Results are still there. The organization functions. People listen. And yet something feels tighter than it used to. Decisions take more energy. The same issues keep resurfacing. Talented people wait for direction instead of stepping forward. The leader works harder, stays closer to the details, and wonders why progress feels heavier instead of easier.


This is not a motivation problem. And it is rarely a competence gap.


It is what happens when experience, the very thing that built credibility and success, begins to narrow leadership range.


When success hardens into habit

Early leadership success is usually earned through a clear set of strengths. Decisiveness. High standards. Being the one who sees what others miss. Stepping in when things are unclear or under pressure. These patterns are rewarded, reinforced, and promoted.


Over time, they solidify.


What once created momentum slowly becomes the default response to complexity. The leader solves faster than the system can learn. Standards are upheld personally rather than collectively. Responsibility flows upward instead of outward.


The issue is not that these behaviors are wrong. It is that they become overused.

As roles grow broader and systems more complex, leadership effectiveness depends less on individual contribution and more on the conditions created for others. Experience does not automatically recalibrate that shift. In many cases, it delays it.
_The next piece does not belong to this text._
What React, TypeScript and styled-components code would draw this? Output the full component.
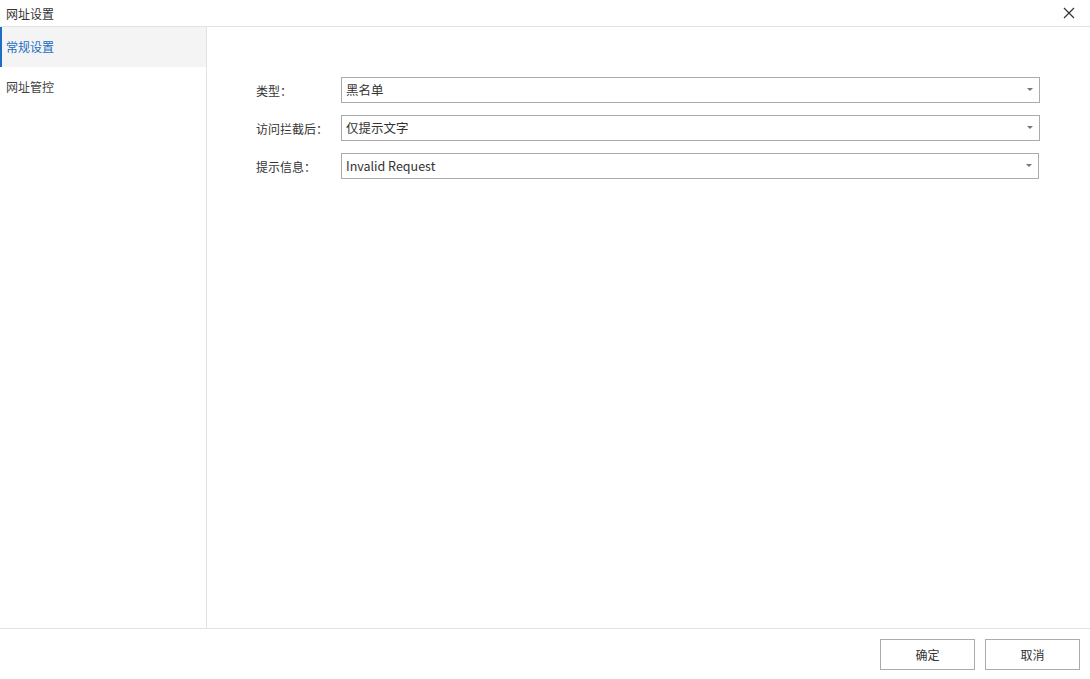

Why feedback gets less accurate at the top

As seniority increases, feedback quality decreases.


People become more careful. Stakes feel higher. Signals are filtered through layers of politeness, loyalty, or fear of consequences. What reaches the leader is often partial and sanitized.


This creates a distorted mirror. Leaders see outcomes, but not always the impact of how they are showing up inside the system. They notice performance issues, but not the invisible dynamics that keep pulling decisions back to them.


Without accurate reflection, leaders rely even more on what they know best. More experience. More effort. More involvement.


Ironically, this often deepens the bottleneck.


When more effort makes things worse

At senior levels, effort stops being a neutral input.


Working harder, stepping in faster, and tightening control can feel responsible. In practice, it often reinforces dependency, reduces ownership, and limits learning in the system.

The leader becomes indispensable, not because others are incapable, but because the system has adapted around their patterns.


This is why many highly capable leaders feel exhausted by organizations that seem to need them everywhere. The system is responding rationally to how leadership has been structured over time.

Reframing the bottleneck

Being the bottleneck is not a personal failure. It is a structural outcome.


It emerges when inner operating assumptions no longer match the complexity of the role. When leadership identity remains anchored in contribution rather than in capacity-building. When the internal reflexes that once ensured success are no longer consciously examined.


Leadership effectiveness does not decline because leaders lose skill. It plateaus because inner systems are not upgraded at the same pace as external responsibility.


At this level, development is not about adding tools or refining style. It is about increasing internal range. The ability to notice patterns before acting on them. To tolerate ambiguity without rushing to resolution. To let others struggle productively without rescuing.


The first unlock

Most senior leaders do not need advice. They need clearer sight.


Seeing how experience shapes reflexes. Noticing where effort substitutes for trust. Understanding how personal strengths quietly organize the system around them.


That clarity alone changes how leaders show up. And when leaders shift how they show up, the system responds differently.


Not overnight. But structurally.


Experience does not have to become the bottleneck. But it does need to be met with awareness before it can become a source of expanded leadership capacity again.